Mastery Learning Standards
The required skills a student should display by the end of Grade 7.
Inquiry Skills
  • Construct Compelling Questions

    Students write open-ended questions about history, civics, or economics that don't have a single right answer and are worth investigating over time.

  • Evaluate Sources and Use Evidence

    Students learn to judge whether a source is trustworthy, then use the strongest evidence they find to back up a claim they're making. The goal is a well-supported argument, not just an opinion.

  • Communicate Conclusions

    Students explain what they found out about a topic in writing, a presentation, or another format, then decide on a next step based on what they learned.

  • Take Informed Action

    Students pick a real problem in their community or the wider world and use what they've learned in social studies class to explain it and suggest a way to address it.

Civics
  • Civic and Political Institutions

    Students learn how governments are set up and what they actually do, from city councils to Congress to international bodies. The focus is on why these institutions exist and how decisions get made at each level.

  • Participation and Deliberation

    Students practice the habits that make democracy work: listening to opposing views, arguing a position with evidence, and making decisions that weigh the common good alongside personal interests.

  • Processes, Rules, and Laws

    Students look at a real issue in the news and work through how existing laws or government rules apply to it. They practice the kind of thinking citizens use when weighing what the rules actually require.

Economics and Financial Literacy
  • Economic Decision Making

    Students weigh the real costs and trade-offs of a choice before deciding. They practice the same thinking adults use when choosing how to spend money, time, or other limited resources.

  • Exchange and Markets

    Markets are where buyers and sellers meet to set prices. Students study how competition between sellers shapes what gets made, what it costs, and who ends up with it.

  • The National and Global Economy

    Students look at how decisions made by governments and central banks, like raising interest rates or changing taxes, ripple through the broader economy.

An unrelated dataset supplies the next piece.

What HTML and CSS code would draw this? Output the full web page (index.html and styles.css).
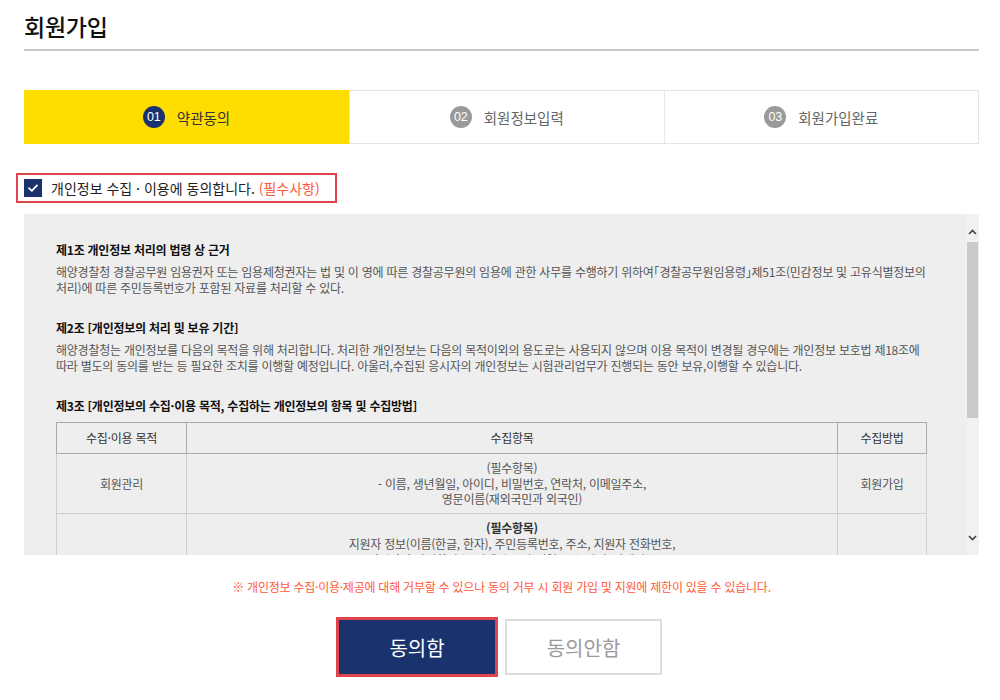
FILE: index.html
```html
<!DOCTYPE html>
<html lang="ko">
<head>
<meta charset="utf-8">
<title>회원가입</title>
<link rel="stylesheet" href="styles.css">
</head>
<body>
<div class="page">
  <h1 class="title">회원가입</h1>

  <ol class="steps">
    <li class="step active"><span class="num">01</span><span class="step-name">약관동의</span></li>
    <li class="step"><span class="num">02</span><span class="step-name">회원정보입력</span></li>
    <li class="step"><span class="num">03</span><span class="step-name">회원가입완료</span></li>
  </ol>

  <label class="agree-check">
    <span class="box"><svg viewBox="0 0 18 18" width="18" height="18"><path d="M5 9.2 L7.8 11.8 L13 6.4" fill="none" stroke="#fff" stroke-width="1.8" stroke-linecap="round" stroke-linejoin="round"/></svg></span>
    <span class="check-text">개인정보 수집 · 이용에 동의합니다. <span class="req">(필수사항)</span></span>
  </label>

  <div class="terms">
    <div class="terms-body">
      <h3 class="art">제1조 개인정보 처리의 법령 상 근거</h3>
      <p class="art-text">해양경찰청 경찰공무원 임용권자 또는 임용제청권자는 법 및 이 영에 따른 경찰공무원의 임용에 관한 사무를 수행하기 위하여<span class="bk">「</span>경찰공무원임용령<span class="bk">」</span>제51조(민감정보 및 고유식별정보의<br>처리)에 따른 주민등록번호가 포함된 자료를 처리할 수 있다.</p>

      <h3 class="art">제2조 [개인정보의 처리 및 보유 기간]</h3>
      <p class="art-text">해양경찰청는 개인정보를 다음의 목적을 위해 처리합니다. 처리한 개인정보는 다음의 목적이외의 용도로는 사용되지 않으며 이용 목적이 변경될 경우에는 개인정보 보호법 제18조에<br>따라 별도의 동의를 받는 등 필요한 조치를 이행할 예정입니다. 아울러,수집된 응시자의 개인정보는 시험관리업무가 진행되는 동안 보유,이행할 수 있습니다.</p>

      <h3 class="art">제3조 [개인정보의 수집·이용 목적, 수집하는 개인정보의 항목 및 수집방법]</h3>
      <table class="items">
        <thead>
          <tr><th class="c1">수집·이용 목적</th><th class="c2">수집항목</th><th class="c3">수집방법</th></tr>
        </thead>
        <tbody>
          <tr>
            <td>회원관리</td>
            <td>(필수항목)<br>- 이름, 생년월일, 아이디, 비밀번호, 연락처, 이메일주소,<br>영문이름(재외국민과 외국인)</td>
            <td>회원가입</td>
          </tr>
          <tr class="top">
            <td></td>
            <td><strong class="sub">(필수항목)</strong><br>지원자 정보(이름(한글, 한자), 주민등록번호, 주소, 지원자 전화번호,<br>지원자 휴대전화번호, 이메일주소) 병역구분, 사진, 장애여부</td>
            <td></td>
          </tr>
        </tbody>
      </table>
    </div>
    <div class="scrollbar">
      <span class="arrow"><svg viewBox="0 0 9 6" width="9" height="6"><path d="M1 5 L4.5 1.5 L8 5" fill="none" stroke="#444" stroke-width="1.6"/></svg></span>
      <span class="track"><span class="thumb"></span></span>
      <span class="arrow"><svg viewBox="0 0 9 6" width="9" height="6"><path d="M1 1 L4.5 4.5 L8 1" fill="none" stroke="#444" stroke-width="1.6"/></svg></span>
    </div>
  </div>

  <p class="notice">※ 개인정보 수집·이용·제공에 대해 거부할 수 있으나 동의 거부 시 회원 가입 및 지원에 제한이 있을 수 있습니다.</p>

  <div class="buttons">
    <button class="btn btn-agree" type="button">동의함</button>
    <button class="btn btn-disagree" type="button">동의안함</button>
  </div>
</div>
</body>
</html>
```

FILE: styles.css
```css
* { box-sizing: border-box; }

html, body {
  margin: 0;
  padding: 0;
  background: #fff;
}

body {
  font-family: "Noto Sans CJK KR", "Noto Sans", sans-serif;
  color: #333;
  letter-spacing: 0;
}

.page {
  width: 1000px;
  padding: 0 21px 0 24px;
}

.title {
  margin: 0;
  padding: 11px 0 8px;
  font-size: 23px;
  line-height: 30px;
  font-weight: 500;
  color: #111;
  border-bottom: 2px solid #c8c8c8;
  letter-spacing: -0.01em;
}

.steps {
  list-style: none;
  margin: 39px 0 0;
  padding: 0;
  display: grid;
  grid-template-columns: 324px 1fr 1fr;
  height: 54px;
  border: 1px solid #e4e4e4;
}

.step {
  display: flex;
  align-items: center;
  justify-content: center;
  gap: 12px;
  border-left: 1px solid #e8e8e8;
  font-size: 14.5px;
  color: #666;
}

.step:first-child { border-left: 0; }

.step.active {
  background: #ffdd00;
  color: #333;
  margin: -1px 0 -1px -1px;
}

.num {
  width: 22px;
  height: 22px;
  border-radius: 50%;
  background: #9a9a9a;
  color: #fff;
  font-family: "Liberation Sans", Arial, sans-serif;
  font-size: 12.5px;
  letter-spacing: -0.02em;
  display: flex;
  align-items: center;
  justify-content: center;
}

.active .num { background: #1a336f; }

.agree-check {
  display: inline-flex;
  align-items: center;
  gap: 9px;
  margin: 29px 0 0 -8px;
  height: 30px;
  padding: 0 15px 0 6px;
  border: 2px solid #e0444c;
  font-size: 14px;
  color: #222;
}

.box {
  width: 18px;
  height: 18px;
  background: #1a336f;
  display: flex;
}

.req { color: #ff5a3a; }

.terms {
  margin-top: 11px;
  height: 341px;
  background: #eeeeee;
  display: flex;
}

.terms-body {
  flex: 1;
  overflow: hidden;
  padding: 28px 0 0 32px;
  font-size: 12px;
  line-height: 16px;
  letter-spacing: -0.02em;
}

.art {
  margin: 0 0 6px;
  font-size: 12px;
  line-height: 16px;
  font-weight: 700;
  color: #111;
}

.art-text {
  margin: 0 0 24px;
  color: #555;
  white-space: nowrap;
}

.bk { font-feature-settings: "halt"; }

.items {
  margin-top: 8px;
  width: 871px;
  border-collapse: collapse;
  text-align: center;
  color: #555;
  white-space: nowrap;
}

.items th {
  height: 31px;
  font-weight: 400;
  color: #333;
  border: 1px solid #aaa;
  padding: 0;
}

.items .c1 { width: 130px; }
.items .c3 { width: 89px; }

.items td {
  border: 1px solid #cfcfcf;
  border-top: 0;
  height: 60px;
  padding: 6px 0;
  line-height: 15.5px;
  vertical-align: middle;
}

.items tr.top td {
  vertical-align: top;
  line-height: 16px;
}

.sub { color: #333; font-weight: 700; }

.scrollbar {
  width: 13px;
  background: #f1f1f1;
  display: flex;
  flex-direction: column;
  align-items: center;
  padding: 13px 0 12px;
}

.arrow {
  display: flex;
  height: 10px;
  align-items: center;
}

.track {
  flex: 1;
  width: 100%;
  padding: 5px 1px 0;
}

.thumb {
  display: block;
  height: 176px;
  background: #c9c9c9;
}

.notice {
  margin: 24px 0 0;
  text-align: center;
  font-size: 12px;
  line-height: 16px;
  color: #ff5a3a;
  letter-spacing: -0.02em;
}

.buttons {
  display: flex;
  justify-content: center;
  align-items: center;
  gap: 7px;
  margin-top: 22px;
  padding-right: 5px;
}

.btn {
  font-family: "Noto Sans CJK KR", sans-serif;
  font-size: 20px;
  letter-spacing: 0;
  cursor: pointer;
  padding: 0;
}

.btn-agree {
  width: 162px;
  height: 60px;
  background: #1a336f;
  color: #fff;
  border: 3px solid #e0444c;
}

.btn-disagree {
  width: 157px;
  height: 56px;
  background: #fff;
  color: #9a9a9a;
  border: 2px solid #dcdcdc;
}
```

They learn why those choices affect prices, jobs, and trade across countries.

  • Financial Literacy

    Students practice real money decisions: how much to save, when to use credit, and how putting money to work over time can grow into more than they started with.

Geography
  • Geographic Tools

    Students read maps, photos, and location data to study what a place looks like and how it connects to the region around it.

  • Place and Environment

    Students study how a place's landforms, climate, and resources affect how people live there, and how people in turn change that place through farming, building, and settlement.

  • Movement and Migration

    Students study why people move from place to place, where they settle, and how their languages, foods, and customs spread to new regions.

History
  • Change, Continuity, and Context

    Students look at how life, power, or culture shifted (or stayed the same) across different time periods and parts of the world. They practice explaining what caused those changes and what stayed constant.

  • Perspectives

    Students read accounts of the same historical event from people on different sides, then explain how each viewpoint changed what got remembered or left out.

  • Historical Sources and Evidence

    Students read primary and secondary sources, judge how reliable each one is, and use the best evidence to back up a historical argument in writing.

  • Causation and Argumentation

    Students examine why major historical events happened and what followed from them, then make a written case for their explanation using real evidence from the past.

No state assessments at this grade
Students take their next one in Grade 8.
National Monitoring

NAEP (National Assessment of Educational Progress)

Federally administered sample-based assessment in reading, mathematics, science, and writing. NAEP results inform state-by-state comparisons rather than individual student or school accountability.

When given:
biennial in winter
Frequency:
every two years
Official source
Common Questions
  • What does social studies look like this year?

    Students dig into history, geography, civics, and economics, and they learn to ask real questions and back up answers with evidence. Expect more research, more writing, and more debate about why events happened and how they still matter today.

  • How can I help with social studies at home?

    Talk about the news at dinner and ask students what they think and why. Pull up a map when a place comes up in conversation. When students make a claim, ask where they heard it and whether the source is trustworthy.

  • How should I sequence the year across history, geography, civics, and economics?

    Most teachers anchor the year in history or geography and weave civics and economics into those units as they come up. Plan a short inquiry skills unit early so research habits, source checks, and evidence-based writing carry through every later unit.

  • Does it matter if students cannot remember every date and name?

    Names and dates help, but the bigger goal is understanding causes, consequences, and patterns. If students can explain why something happened and what changed because of it, they are doing the work this year asks for.

  • What does mastery look like by the end of the year?

    Students should write a short argument that uses two or three sources, weighs different perspectives, and reaches a clear conclusion. They should also read a map, explain a basic economic tradeoff, and describe how local, state, and federal government each do different jobs.

  • How do I help with a research project or argument essay?

    Ask students to find at least two sources that agree and one that pushes back. Have them say out loud what their claim is and which piece of evidence supports it best. If they cannot point to the evidence, the argument needs more work before writing.

  • Which skills usually need the most reteaching?

    Source credibility and using evidence to support a claim are the most common sticking points. Students often summarize instead of arguing, or quote a source without explaining why it matters. Short, repeated practice with one paragraph and one source goes further than another full essay.

  • How much should students know about money and personal finance?

    Students start thinking about saving, spending, credit, and basic investing this year. Real conversations help, such as comparing prices at the store, talking about interest on a savings account, or explaining how a credit card actually works.

  • How do I know students are ready for next year?

    They can read a primary source, decide if it is trustworthy, and use it in writing. They can explain an event from more than one perspective, locate places on a map, and connect a current issue to how government or markets work.